Present every line in which the string "React" appears.

+ + +

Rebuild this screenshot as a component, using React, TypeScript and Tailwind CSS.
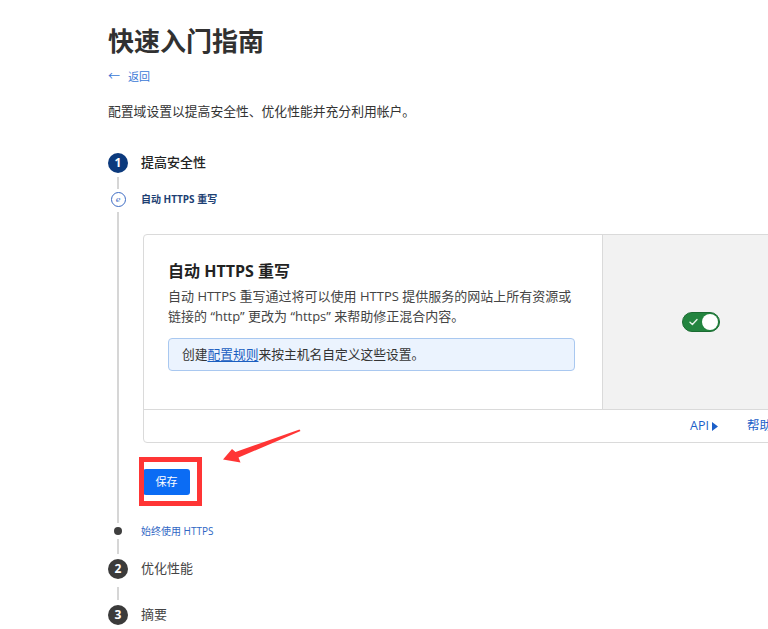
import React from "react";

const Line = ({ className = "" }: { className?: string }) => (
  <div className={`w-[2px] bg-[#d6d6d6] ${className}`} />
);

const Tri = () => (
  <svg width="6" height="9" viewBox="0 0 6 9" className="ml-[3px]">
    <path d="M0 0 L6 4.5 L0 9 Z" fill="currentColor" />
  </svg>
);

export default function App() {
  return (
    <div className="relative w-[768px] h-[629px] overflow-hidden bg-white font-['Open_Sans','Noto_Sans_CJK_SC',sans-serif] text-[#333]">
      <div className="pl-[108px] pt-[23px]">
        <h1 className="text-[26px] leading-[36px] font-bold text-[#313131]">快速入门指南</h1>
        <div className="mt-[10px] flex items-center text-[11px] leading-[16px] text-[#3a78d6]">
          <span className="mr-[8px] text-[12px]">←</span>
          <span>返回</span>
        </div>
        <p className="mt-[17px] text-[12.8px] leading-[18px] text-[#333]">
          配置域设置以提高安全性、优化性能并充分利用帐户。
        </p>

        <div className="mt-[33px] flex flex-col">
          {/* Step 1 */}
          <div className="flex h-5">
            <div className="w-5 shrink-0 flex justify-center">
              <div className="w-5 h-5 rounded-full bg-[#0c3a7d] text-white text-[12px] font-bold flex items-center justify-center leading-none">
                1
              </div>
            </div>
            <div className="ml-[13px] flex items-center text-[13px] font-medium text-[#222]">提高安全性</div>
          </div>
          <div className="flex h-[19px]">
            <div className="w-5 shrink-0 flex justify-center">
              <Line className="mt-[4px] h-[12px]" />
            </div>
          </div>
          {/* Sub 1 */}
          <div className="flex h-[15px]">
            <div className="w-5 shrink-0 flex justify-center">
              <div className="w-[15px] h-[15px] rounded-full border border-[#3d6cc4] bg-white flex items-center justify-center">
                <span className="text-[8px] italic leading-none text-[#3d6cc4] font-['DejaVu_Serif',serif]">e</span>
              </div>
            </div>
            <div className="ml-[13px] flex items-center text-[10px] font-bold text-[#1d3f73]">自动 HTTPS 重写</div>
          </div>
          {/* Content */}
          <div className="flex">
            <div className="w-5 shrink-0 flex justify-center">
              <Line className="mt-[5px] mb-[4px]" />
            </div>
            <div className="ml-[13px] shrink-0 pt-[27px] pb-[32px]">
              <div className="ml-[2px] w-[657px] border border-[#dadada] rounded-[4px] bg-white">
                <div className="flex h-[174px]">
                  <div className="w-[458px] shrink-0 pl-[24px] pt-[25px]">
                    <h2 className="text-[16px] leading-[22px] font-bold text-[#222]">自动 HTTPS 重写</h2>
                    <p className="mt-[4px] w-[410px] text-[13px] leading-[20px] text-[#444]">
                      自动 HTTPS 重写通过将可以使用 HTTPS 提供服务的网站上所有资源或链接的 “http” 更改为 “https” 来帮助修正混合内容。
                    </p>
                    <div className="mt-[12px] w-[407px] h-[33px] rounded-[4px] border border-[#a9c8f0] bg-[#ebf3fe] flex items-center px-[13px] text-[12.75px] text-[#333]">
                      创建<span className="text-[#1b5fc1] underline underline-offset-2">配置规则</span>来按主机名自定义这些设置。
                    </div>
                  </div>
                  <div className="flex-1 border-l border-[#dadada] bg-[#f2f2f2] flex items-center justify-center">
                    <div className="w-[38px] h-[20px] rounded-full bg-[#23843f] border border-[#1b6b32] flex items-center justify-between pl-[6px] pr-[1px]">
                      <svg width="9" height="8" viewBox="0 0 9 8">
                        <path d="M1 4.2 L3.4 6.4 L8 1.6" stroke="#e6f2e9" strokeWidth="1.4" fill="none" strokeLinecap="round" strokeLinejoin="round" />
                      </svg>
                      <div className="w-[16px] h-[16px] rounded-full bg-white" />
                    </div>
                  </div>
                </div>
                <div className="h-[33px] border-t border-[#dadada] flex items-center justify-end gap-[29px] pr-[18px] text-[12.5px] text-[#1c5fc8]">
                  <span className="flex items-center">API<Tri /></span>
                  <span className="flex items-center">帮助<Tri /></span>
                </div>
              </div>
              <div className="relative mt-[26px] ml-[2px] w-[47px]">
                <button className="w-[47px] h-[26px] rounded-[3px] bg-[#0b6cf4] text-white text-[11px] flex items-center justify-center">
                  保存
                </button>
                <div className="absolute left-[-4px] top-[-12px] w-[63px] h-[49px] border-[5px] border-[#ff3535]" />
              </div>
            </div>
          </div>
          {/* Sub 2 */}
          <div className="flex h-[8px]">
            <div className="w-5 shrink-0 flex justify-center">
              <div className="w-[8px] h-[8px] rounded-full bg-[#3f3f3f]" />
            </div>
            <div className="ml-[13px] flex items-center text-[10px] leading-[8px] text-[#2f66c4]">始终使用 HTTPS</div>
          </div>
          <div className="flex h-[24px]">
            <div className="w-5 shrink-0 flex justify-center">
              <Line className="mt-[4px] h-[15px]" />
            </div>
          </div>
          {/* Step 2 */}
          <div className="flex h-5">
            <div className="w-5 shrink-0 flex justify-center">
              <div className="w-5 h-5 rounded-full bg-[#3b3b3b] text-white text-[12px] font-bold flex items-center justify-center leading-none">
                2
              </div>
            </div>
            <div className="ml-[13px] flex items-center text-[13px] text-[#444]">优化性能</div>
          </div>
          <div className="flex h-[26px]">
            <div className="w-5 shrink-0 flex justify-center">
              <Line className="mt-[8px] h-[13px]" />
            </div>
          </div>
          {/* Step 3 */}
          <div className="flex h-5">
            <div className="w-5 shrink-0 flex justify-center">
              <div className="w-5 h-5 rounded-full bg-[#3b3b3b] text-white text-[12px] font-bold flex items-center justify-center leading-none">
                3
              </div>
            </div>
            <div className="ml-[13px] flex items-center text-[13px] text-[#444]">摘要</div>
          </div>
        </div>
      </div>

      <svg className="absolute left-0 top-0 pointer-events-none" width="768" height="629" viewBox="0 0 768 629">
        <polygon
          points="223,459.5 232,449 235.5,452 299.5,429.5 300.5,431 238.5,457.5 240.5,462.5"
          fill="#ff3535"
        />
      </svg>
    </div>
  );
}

+ + +

- **Expected answer**
Rebuild this screenshot as a component, using React, TypeScript and Tailwind CSS.
import React from "react";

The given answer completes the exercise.